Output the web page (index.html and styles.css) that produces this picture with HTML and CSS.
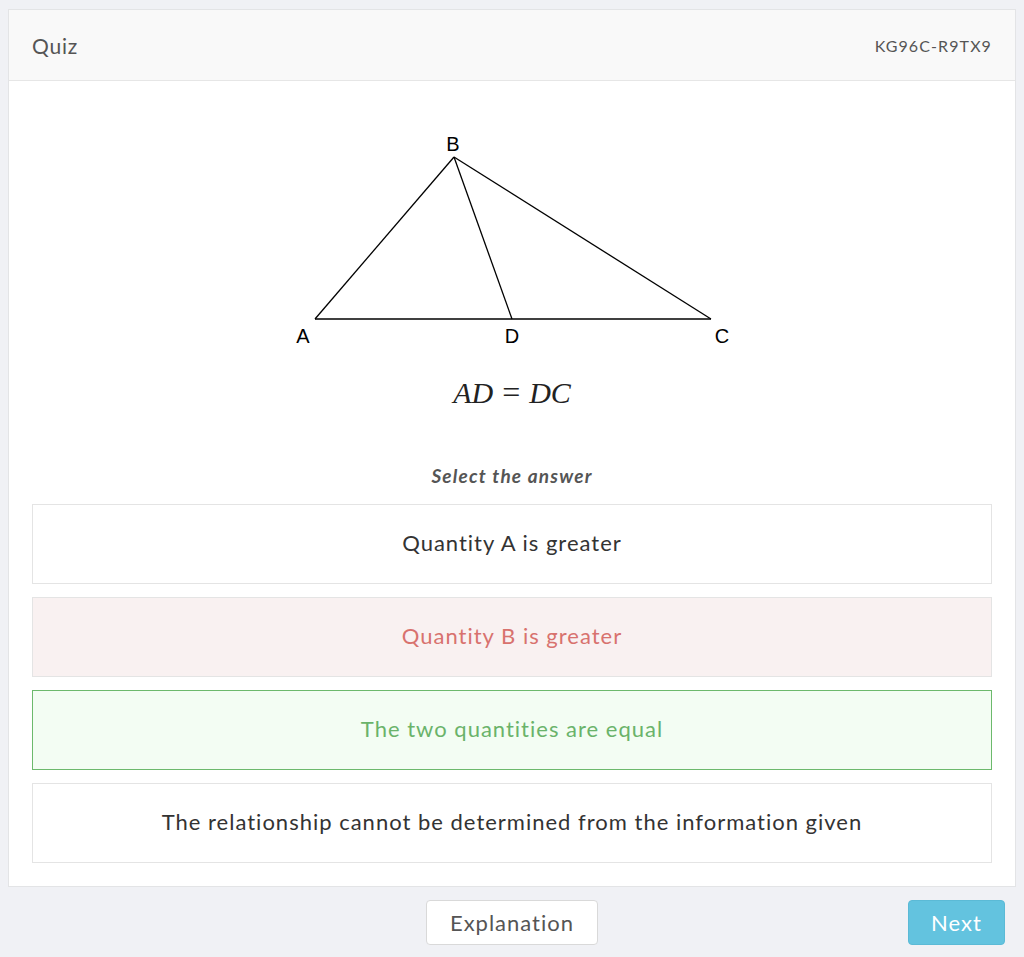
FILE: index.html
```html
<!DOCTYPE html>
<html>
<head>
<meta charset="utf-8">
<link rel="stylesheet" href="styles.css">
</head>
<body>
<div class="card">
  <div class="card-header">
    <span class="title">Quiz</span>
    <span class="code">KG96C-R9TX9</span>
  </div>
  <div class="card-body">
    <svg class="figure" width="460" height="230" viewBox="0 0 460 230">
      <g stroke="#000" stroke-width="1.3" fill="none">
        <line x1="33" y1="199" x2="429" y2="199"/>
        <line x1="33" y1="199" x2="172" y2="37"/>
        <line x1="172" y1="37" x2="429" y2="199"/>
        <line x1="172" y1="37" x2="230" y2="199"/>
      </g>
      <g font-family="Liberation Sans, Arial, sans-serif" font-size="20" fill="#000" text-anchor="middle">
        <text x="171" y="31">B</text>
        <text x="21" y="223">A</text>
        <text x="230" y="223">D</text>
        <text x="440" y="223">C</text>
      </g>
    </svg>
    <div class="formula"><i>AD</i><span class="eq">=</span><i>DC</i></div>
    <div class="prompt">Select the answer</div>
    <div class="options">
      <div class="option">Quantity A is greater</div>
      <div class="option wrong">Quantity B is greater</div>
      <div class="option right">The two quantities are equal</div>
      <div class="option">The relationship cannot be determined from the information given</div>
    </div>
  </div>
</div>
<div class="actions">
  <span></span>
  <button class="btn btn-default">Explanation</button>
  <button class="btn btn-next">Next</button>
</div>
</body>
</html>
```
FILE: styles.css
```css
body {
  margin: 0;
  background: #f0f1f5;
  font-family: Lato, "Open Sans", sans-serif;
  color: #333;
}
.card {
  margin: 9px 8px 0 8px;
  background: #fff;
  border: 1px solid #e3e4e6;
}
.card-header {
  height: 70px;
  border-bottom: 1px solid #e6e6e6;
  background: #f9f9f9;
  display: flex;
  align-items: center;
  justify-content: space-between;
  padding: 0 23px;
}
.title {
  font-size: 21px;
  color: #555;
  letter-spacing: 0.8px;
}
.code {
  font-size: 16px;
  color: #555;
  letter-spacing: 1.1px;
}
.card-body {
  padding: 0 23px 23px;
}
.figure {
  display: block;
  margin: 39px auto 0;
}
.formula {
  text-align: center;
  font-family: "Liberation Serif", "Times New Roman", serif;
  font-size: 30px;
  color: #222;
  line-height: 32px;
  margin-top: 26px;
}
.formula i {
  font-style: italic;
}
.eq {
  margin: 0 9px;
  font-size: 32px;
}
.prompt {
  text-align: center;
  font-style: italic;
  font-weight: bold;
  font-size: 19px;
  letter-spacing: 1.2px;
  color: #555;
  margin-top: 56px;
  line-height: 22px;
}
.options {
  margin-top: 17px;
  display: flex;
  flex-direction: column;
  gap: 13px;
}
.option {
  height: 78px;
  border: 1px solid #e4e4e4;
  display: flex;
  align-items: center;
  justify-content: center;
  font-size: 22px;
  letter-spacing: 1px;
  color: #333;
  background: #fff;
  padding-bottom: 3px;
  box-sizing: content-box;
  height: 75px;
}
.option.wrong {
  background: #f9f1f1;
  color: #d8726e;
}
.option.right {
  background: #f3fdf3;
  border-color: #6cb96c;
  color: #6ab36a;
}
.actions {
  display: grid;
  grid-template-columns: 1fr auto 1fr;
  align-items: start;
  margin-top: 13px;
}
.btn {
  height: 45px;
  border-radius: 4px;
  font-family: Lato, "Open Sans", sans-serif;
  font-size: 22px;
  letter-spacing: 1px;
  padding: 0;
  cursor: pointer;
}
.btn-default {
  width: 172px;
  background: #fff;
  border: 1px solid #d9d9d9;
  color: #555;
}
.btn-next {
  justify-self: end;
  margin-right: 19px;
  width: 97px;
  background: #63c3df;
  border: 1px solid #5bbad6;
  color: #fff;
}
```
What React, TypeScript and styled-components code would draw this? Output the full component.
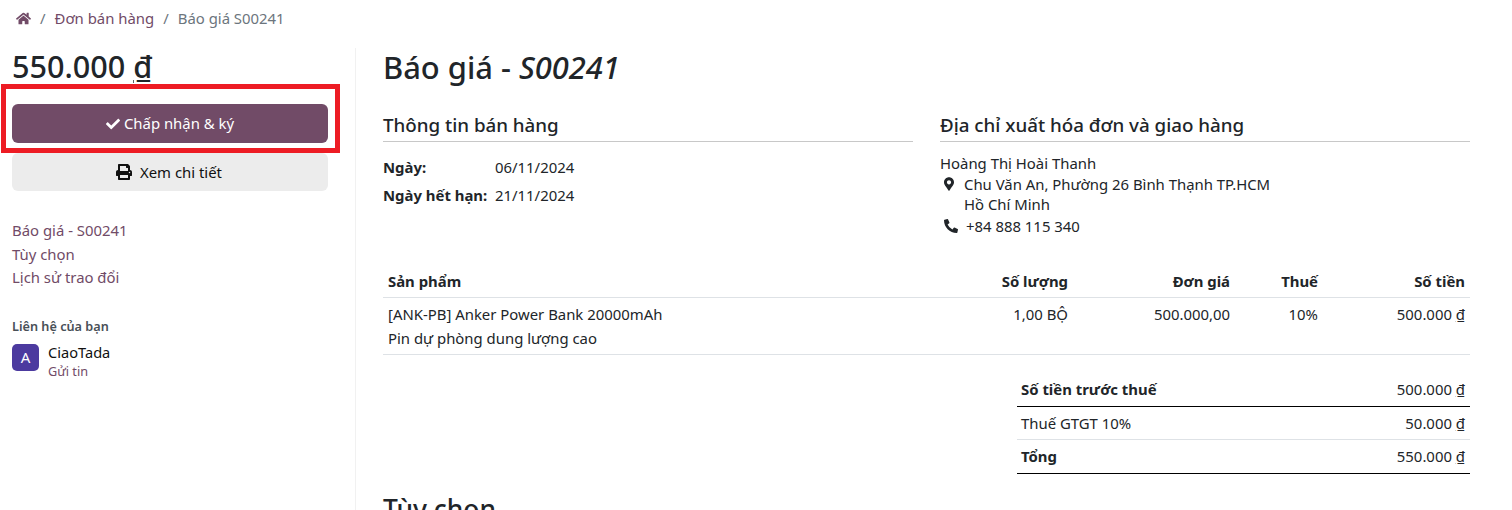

━━━━━━

To be done >>
All of the records need repeating exactly, except for the pictures.

Solution >>
Output the web page (index.html and styles.css) that produces this picture with HTML and CSS.
FILE: index.html
```html
<!DOCTYPE html>
<html>
<head>
<meta charset="utf-8">
<link rel="stylesheet" href="styles.css">
</head>
<body>
<div class="card">
  <div class="card-header">
    <span class="title">Quiz</span>
    <span class="code">KG96C-R9TX9</span>
  </div>
  <div class="card-body">
    <svg class="figure" width="460" height="230" viewBox="0 0 460 230">
      <g stroke="#000" stroke-width="1.3" fill="none">
        <line x1="33" y1="199" x2="429" y2="199"/>
        <line x1="33" y1="199" x2="172" y2="37"/>
        <line x1="172" y1="37" x2="429" y2="199"/>
        <line x1="172" y1="37" x2="230" y2="199"/>
      </g>
      <g font-family="Liberation Sans, Arial, sans-serif" font-size="20" fill="#000" text-anchor="middle">
        <text x="171" y="31">B</text>
        <text x="21" y="223">A</text>
        <text x="230" y="223">D</text>
        <text x="440" y="223">C</text>
      </g>
    </svg>
    <div class="formula"><i>AD</i><span class="eq">=</span><i>DC</i></div>
    <div class="prompt">Select the answer</div>
    <div class="options">
      <div class="option">Quantity A is greater</div>
      <div class="option wrong">Quantity B is greater</div>
      <div class="option right">The two quantities are equal</div>
      <div class="option">The relationship cannot be determined from the information given</div>
    </div>
  </div>
</div>
<div class="actions">
  <span></span>
  <button class="btn btn-default">Explanation</button>
  <button class="btn btn-next">Next</button>
</div>
</body>
</html>
```
FILE: styles.css
```css
body {
  margin: 0;
  background: #f0f1f5;
  font-family: Lato, "Open Sans", sans-serif;
  color: #333;
}
.card {
  margin: 9px 8px 0 8px;
  background: #fff;
  border: 1px solid #e3e4e6;
}
.card-header {
  height: 70px;
  border-bottom: 1px solid #e6e6e6;
  background: #f9f9f9;
  display: flex;
  align-items: center;
  justify-content: space-between;
  padding: 0 23px;
}
.title {
  font-size: 21px;
  color: #555;
  letter-spacing: 0.8px;
}
.code {
  font-size: 16px;
  color: #555;
  letter-spacing: 1.1px;
}
.card-body {
  padding: 0 23px 23px;
}
.figure {
  display: block;
  margin: 39px auto 0;
}
.formula {
  text-align: center;
  font-family: "Liberation Serif", "Times New Roman", serif;
  font-size: 30px;
  color: #222;
  line-height: 32px;
  margin-top: 26px;
}
.formula i {
  font-style: italic;
}
.eq {
  margin: 0 9px;
  font-size: 32px;
}
.prompt {
  text-align: center;
  font-style: italic;
  font-weight: bold;
  font-size: 19px;
  letter-spacing: 1.2px;
  color: #555;
  margin-top: 56px;
  line-height: 22px;
}
.options {
  margin-top: 17px;
  display: flex;
  flex-direction: column;
  gap: 13px;
}
.option {
  height: 78px;
  border: 1px solid #e4e4e4;
  display: flex;
  align-items: center;
  justify-content: center;
  font-size: 22px;
  letter-spacing: 1px;
  color: #333;
  background: #fff;
  padding-bottom: 3px;
  box-sizing: content-box;
  height: 75px;
}
.option.wrong {
  background: #f9f1f1;
  color: #d8726e;
}
.option.right {
  background: #f3fdf3;
  border-color: #6cb96c;
  color: #6ab36a;
}
.actions {
  display: grid;
  grid-template-columns: 1fr auto 1fr;
  align-items: start;
  margin-top: 13px;
}
.btn {
  height: 45px;
  border-radius: 4px;
  font-family: Lato, "Open Sans", sans-serif;
  font-size: 22px;
  letter-spacing: 1px;
  padding: 0;
  cursor: pointer;
}
.btn-default {
  width: 172px;
  background: #fff;
  border: 1px solid #d9d9d9;
  color: #555;
}
.btn-next {
  justify-self: end;
  margin-right: 19px;
  width: 97px;
  background: #63c3df;
  border: 1px solid #5bbad6;
  color: #fff;
}
```
What React, TypeScript and styled-components code would draw this? Output the full component.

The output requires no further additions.